When my wife and I went to purchase a new electric kettle a few years back, the one we chose proudly claimed upon its packaging “Special 1 Cup Feature: Boil 1 cup of water and save up to 66% energy.” Imagine our amusement when it transpired to be nothing more than a green circle and ‘Plimsoll line’ showing how much water needed to be added to the kettle to boil just a single cup. The marketing department must have snickered to themselves as they were inflating this tiny modification to the basic design into a ‘special feature’ important enough to be emblazoned all over the packaging.
The kettle-human cyborg is a quintessentially British creature. While I lived in the United States, I was shocked that no-one I knew had a means of boiling water other than putting a pan on a hob. When I did eventually find an electric kettle, it was a nasty green plastic monstrosity that was technologically far behind the fancy glass and steel electric kettles selling in the UK these days. Of course, the trouble is that you want an electric kettle to make tea (the secular British sacrament), and the US is far more about its coffee. And to be fair, US coffee was so much better tasting than the drink that was ‘called’ coffee in the UK at the time (being a sludge of instant granules with an extremely vague relationship to coffee beans), it was hardly surprising that no-one needed a kettle – least of all to make British faux coffee. (Britain has since been invaded by coffee corporations who have forced good coffee upon us…)

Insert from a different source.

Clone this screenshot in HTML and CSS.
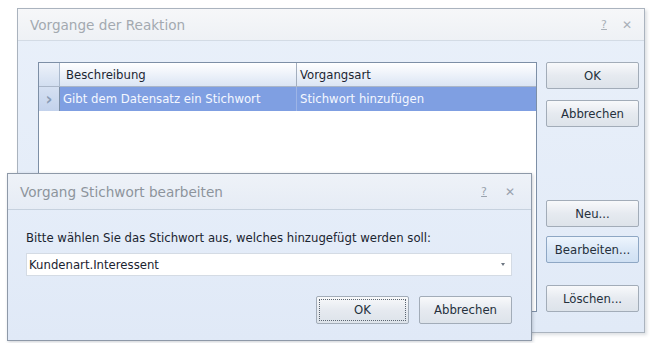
FILE: index.html
```html
<!DOCTYPE html>
<html>

<head>
    <title>Vorgänge der Reaktion</title>
    <link rel="stylesheet" href="styles.css">
</head>

<body>
    <div class="window outer">
        <div class="titlebar">
            <span class="title">Vorgange der Reaktion</span>
            <span class="controls"><span class="help">?</span><span class="close">&#x2715;</span></span>
        </div>
        <div class="content">
            <div class="grid">
                <div class="row head">
                    <div class="cell marker"></div>
                    <div class="cell c1">Beschreibung</div>
                    <div class="cell c2">Vorgangsart</div>
                </div>
                <div class="row selected">
                    <div class="cell marker">&#x203A;</div>
                    <div class="cell c1">Gibt dem Datensatz ein Stichwort</div>
                    <div class="cell c2">Stichwort hinzufügen</div>
                </div>
                <div class="filler"></div>
            </div>
            <div class="side">
                <button class="btn">OK</button>
                <button class="btn second">Abbrechen</button>
                <button class="btn new">Neu...</button>
                <button class="btn second hot">Bearbeiten...</button>
                <button class="btn del">Löschen...</button>
            </div>
        </div>
    </div>

    <div class="window inner">
        <div class="titlebar">
            <span class="title">Vorgang Stichwort bearbeiten</span>
            <span class="controls"><span class="help">?</span><span class="close">&#x2715;</span></span>
        </div>
        <div class="form">
            <div class="label">Bitte wählen Sie das Stichwort aus, welches hinzugefügt werden soll:</div>
            <div class="combo">
                <span>Kundenart.Interessent</span>
                <span class="arrow"></span>
            </div>
            <div class="actions">
                <button class="btn focus"><span>OK</span></button>
                <button class="btn">Abbrechen</button>
            </div>
        </div>
    </div>
</body>

</html>
```

FILE: styles.css
```css
body {
    margin: 0;
    background: #ffffff;
    font-family: "DejaVu Sans", Verdana, sans-serif;
    font-size: 11.7px;
    color: #1f2a36;
    position: relative;
    width: 659px;
    height: 343px;
    overflow: hidden;
}

.window {
    border: 1px solid #aab3be;
    background: linear-gradient(#e9f0fa, #e1eaf7);
    box-sizing: border-box;
}

.outer {
    margin: 8px 0 0 17px;
    width: 628px;
    height: 325px;
    box-shadow: 2px 2px 3px rgba(120, 130, 145, 0.25);
}

.titlebar {
    display: flex;
    align-items: center;
    justify-content: space-between;
    border-bottom: 1px solid #d3dbe5;
    background: linear-gradient(#f6f7f9, #eef1f5);
}

.outer .titlebar {
    height: 31px;
    padding: 0 12px 0 12px;
}

.title {
    font-size: 13.6px;
    color: #a3a9b0;
}

.controls {
    display: flex;
    gap: 15px;
    color: #a9b0b8;
}

.help {
    font-size: 11px;
    text-decoration: underline;
}

.close {
    font-size: 12px;
}

.content {
    display: flex;
    padding: 21px 0 0 20px;
}

.grid {
    width: 499px;
    height: 250px;
    border: 1px solid #7d8fa6;
    box-sizing: border-box;
    background: #ffffff;
    display: flex;
    flex-direction: column;
}

.row {
    display: flex;
    height: 23px;
}

.cell {
    display: flex;
    align-items: center;
    padding-left: 3px;
    box-sizing: border-box;
    white-space: nowrap;
}

.marker {
    width: 21px;
    padding: 0;
    justify-content: center;
    border-right: 1px solid #a9b8cc;
    background: linear-gradient(#edf2fa, #d2def0);
}

.c1 {
    width: 237px;
    border-right: 1px solid #a3aebd;
}

.c2 {
    flex: 1;
}

.head {
    background: linear-gradient(#ffffff, #dbe5f4);
    border-bottom: 1px solid #aab6c8;
    color: #1c2633;
}

.head .c1 {
    padding-left: 6px;
}

.selected {
    height: 24px;
    background: #7f9fe2;
    color: #f4f7ff;
}

.selected .c1 {
    border-right-color: #9db4e6;
}

.selected .marker {
    background: linear-gradient(#d5e0f2, #c3d2ec);
    color: #8a9bb5;
    font-size: 17px;
    font-weight: bold;
    border-right-color: #7d8fa6;
}

.filler {
    flex: 1;
}

.side {
    display: flex;
    flex-direction: column;
    margin-left: 9px;
    width: 93px;
}

.btn {
    font-family: "DejaVu Sans", Verdana, sans-serif;
    font-size: 11.7px;
    color: #25303c;
    height: 27px;
    border: 1px solid #a2acb8;
    border-radius: 2px;
    background: linear-gradient(#f8f9fb, #e6eaf0 50%, #dde3ea);
    padding: 0;
}

.side .btn {
    width: 93px;
}

.second {
    margin-top: 11px;
}

.new {
    margin-top: 73px;
}

.hot {
    margin-top: 9px;
    background: linear-gradient(#eef5fd, #dbe8f7 50%, #cfe0f3);
    border-color: #8ea7c4;
}

.del {
    margin-top: 22px;
}

.inner {
    position: absolute;
    left: 7px;
    top: 173px;
    width: 525px;
    height: 168px;
    border-color: #8e99a8;
    box-shadow: 1px 1px 3px rgba(90, 100, 115, 0.3);
    background: linear-gradient(#e6eef9, #e0e9f7);
}

.inner .titlebar {
    height: 35px;
    padding: 0 16px 0 12px;
    border-bottom-color: #c6d1de;
    background: linear-gradient(#eef2f8, #e6ecf5);
}

.inner .title {
    color: #8d949c;
}

.inner .controls {
    gap: 18px;
    color: #99a2ad;
}

.form {
    padding: 17px 19px 0 18px;
}

.label {
    line-height: 23px;
    color: #1b2430;
}

.combo {
    margin-top: 3px;
    height: 23px;
    border: 1px solid #d4dbe4;
    background: #ffffff;
    box-sizing: border-box;
    display: flex;
    align-items: center;
    justify-content: space-between;
    padding: 0 6px 0 2px;
    color: #1a2230;
}

.arrow {
    width: 0;
    height: 0;
    border-left: 2px solid transparent;
    border-right: 2px solid transparent;
    border-top: 3px solid #6d7682;
}

.actions {
    display: flex;
    justify-content: flex-end;
    gap: 10px;
    margin-top: 20px;
}

.actions .btn {
    width: 93px;
    height: 28px;
}

.focus {
    width: 91px;
    padding: 2px;
}

.focus span {
    display: flex;
    align-items: center;
    justify-content: center;
    height: 100%;
    border: 1px dotted #5a6470;
    box-sizing: border-box;
}
```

Cybervirtue, which these A Hundred Cyborgs pieces discuss, is about the moral dimension of the network effects of technology; the way that a specific design for a tool affects human behaviour, positively and negatively. Earlier, I alluded to the Plimsoll line (also known as the International Load Line) – a feature of ships that shows how far they can be safely loaded. As long as you can see the relevant horizontal mark, there’s not too much cargo loaded aboard. The Plimsoll line is cyber-prudent – it helps ensure that vessels don’t leave harbour so heavily laden that they risk sinking. They save lives. The mark on our kettle just helps save energy, but it too is cyber-prudent in its own way. It is also a reminder that sometimes cybervirtue is as simple as drawing a line, and taking the time to explain what it means.